Image courtesy: astrobiomike.github.io/misc/amplicon_and_metagen

 

2) Data utilisation
Amplicon and metagenomics data are commonly used to answer different questions, e.g. in microbial ecology. The main use of amplicon sequencing data is to establish community profiles, e.g. microbial profiles based on 16S rRNA gene counts. Metagenomics can provide similar result, e.g. read aligners can extract 16S rRNA marker gene reads from metagenomic datasets for taxonomic assignments. However, in addition to this, the recovered genome information from metagenomic datasets permits a much more detailed and informative analysis. Taxonomic assignments from metagenomic datasets can achieve species and even strain-level resolution due to the use of up to a million of marker genes (Truong et al 2015). Gene annotations allow the detection of encoded enzymes and pathways, which in turn enables the inference of metabolic traits that can provide insights into the ecological functions of the recovered genomes. Hence, metagenomics has been used to link microbial dynamics to biogeochemical cycles, decipher evolutionary processes shaping entire microbiomes (e.g. see Grossart et al. 2019), investigate microbial roles in functional ecology, apply genome based culturing approaches and much more.

3) Definition
Finally, the definition of the term metagenomics reflects the fact that this technique targets the entire genome and does not refer to the analysis of only one gene or a set of selected genes. Metagenomics, derived from the term “Metagenome” first used by Handelsman (1998), has been defined as “the genomic analysis of a population of microorganisms” (Handelsman 2004).
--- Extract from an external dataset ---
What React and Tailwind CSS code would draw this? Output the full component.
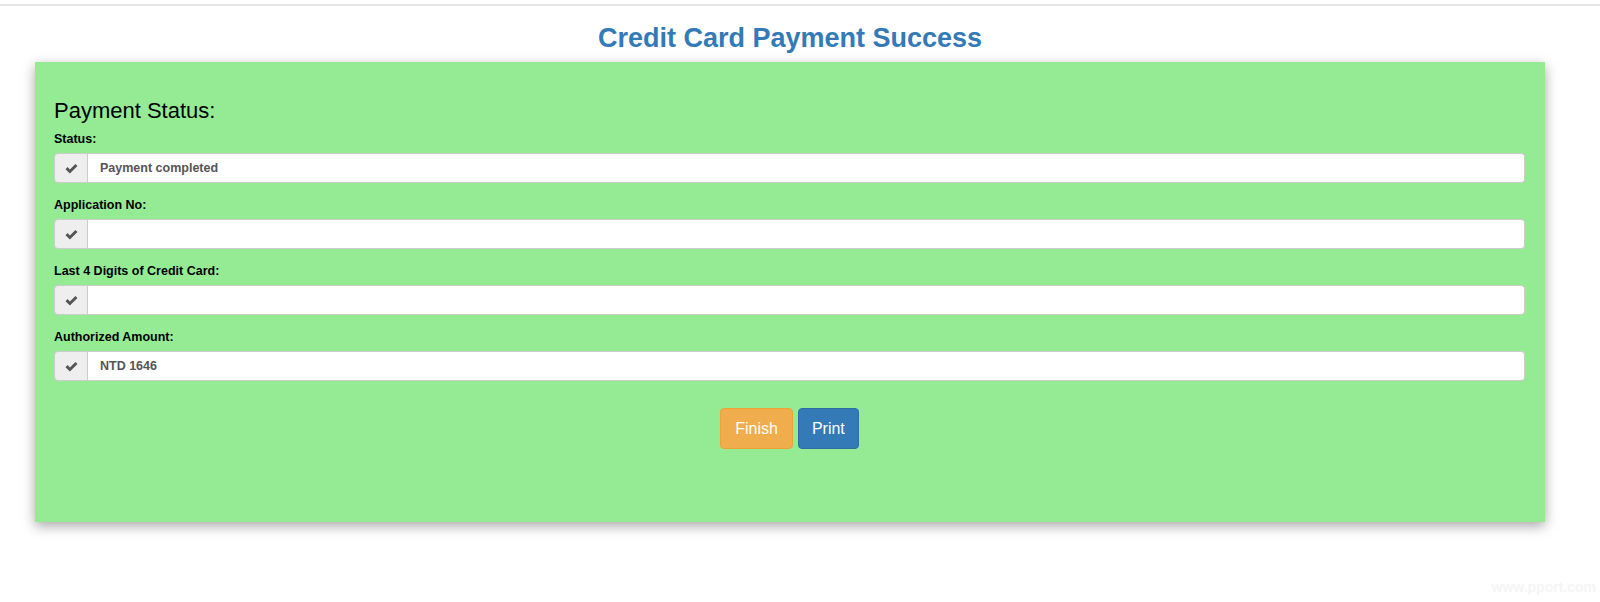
import React from 'react';

const fields = [
  { label: 'Status:', value: 'Payment completed' },
  { label: 'Application No:', value: '' },
  { label: 'Last 4 Digits of Credit Card:', value: '' },
  { label: 'Authorized Amount:', value: 'NTD 1646' },
];

function CheckIcon() {
  return (
    <svg width="13" height="11" viewBox="0 0 13 11" className="text-[#555]">
      <path d="M0.5 6.2 L2.6 4.1 L4.9 6.4 L10.4 0.9 L12.5 3 L4.9 10.6 Z" fill="currentColor" />
    </svg>
  );
}

function Field({ label, value }) {
  return (
    <div className="mb-[13px]">
      <label className="block text-[12.5px] leading-[18px] font-bold text-black mb-[5px]">{label}</label>
      <div className="flex h-[30px]">
        <span className="w-[34px] flex items-center justify-center bg-[#eeeeee] border border-[#cccccc] rounded-l-[4px]">
          <CheckIcon />
        </span>
        <div className="flex-1 flex items-center bg-white border border-l-0 border-[#cccccc] rounded-r-[4px] pl-[12px] text-[12.5px] font-bold text-[#555]">
          {value}
        </div>
      </div>
    </div>
  );
}

export default function App() {
  return (
    <div className="relative w-[1600px] h-[602px] bg-white overflow-hidden" style={{ fontFamily: '"Liberation Sans", Arial, sans-serif' }}>
      <div className="mt-[4px] h-[2px] bg-[#e6e6e6]" />
      <div className="w-[1580px]">
        <h1 className="mt-[17px] mb-[9px] text-center text-[27px] leading-[30px] font-bold text-[#337ab7]">
          Credit Card Payment Success
        </h1>
        <div className="mx-[35px] bg-[#94eb94] pt-[37px] pb-[73px] pl-[19px] pr-[20px] shadow-[0_4px_12px_rgba(0,0,0,0.35)]">
          <h4 className="text-[22px] leading-[24px] text-black mb-[7px]">Payment Status:</h4>
          {fields.map((f) => (
            <Field key={f.label} {...f} />
          ))}
          <div className="flex justify-center gap-[5px] pt-[14px]">
            <button className="px-[14px] py-[10px] text-[16px] leading-[19px] text-white bg-[#f0ad4e] border border-[#eea236] rounded-[4px]">
              Finish
            </button>
            <button className="px-[13px] py-[10px] text-[16px] leading-[19px] text-white bg-[#337ab7] border border-[#2e6da4] rounded-[4px]">
              Print
            </button>
          </div>
        </div>
      </div>
      <div className="absolute right-[4px] bottom-[4px] text-[14px] font-bold text-[#f5f5f5]">www.pport.com</div>
    </div>
  );
}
The authors go on to say that this “direct isolation of genomic DNA from an environment circumvents culturing the organisms under study.” More recently, Marchesi and Ravel (2015) proposed an updated definition of metagenomics as “the process used to characterize the metagenome, from which information on the potential function of the microbiota can be gained.” The authors also define the metagenome as the “collection of genomes and genes from the members of a microbiota, which is obtained through shotgun sequencing of DNA extracted from a sample (metagenomics)”.  Both definitions make explicit that amplicon sequencing, targeting only a selected set of genes, does not fulfil the criteria of metagenomics.

In summary, based on the differences in 1) the applied methodology, 2) the resulting data/information, and 3) the definition of the term, metagenomics is clearly distinguished from amplicon sequencing.  Therefore, disguising an amplicon, e.g. 16S, study as a metagenomics analysis is not only bad practice, it also misleads the reader to believe that genomic data with all its possible inferences will be presented, when in fact the analysis is based on a single gene alone.

I hope this post clarifies what sets metagenomics apart from amplicon sequencing and that it will help reduce the practice of using misleading characterisations for 16S rRNA gene based and other amplicon studies.  

 

Additional FAQs:

Q: What if I target multiple genes with amplicon sequencing? If I develop primers to amplify tens or even hundreds of genes, is it metagenomics then?
A: No. Amplifying hundreds of genes with targeted primers is still amplicon sequencing because you are targeting specific genes instead of the entire genome. It does not equal metagenomics, a technique based on shotgun sequencing.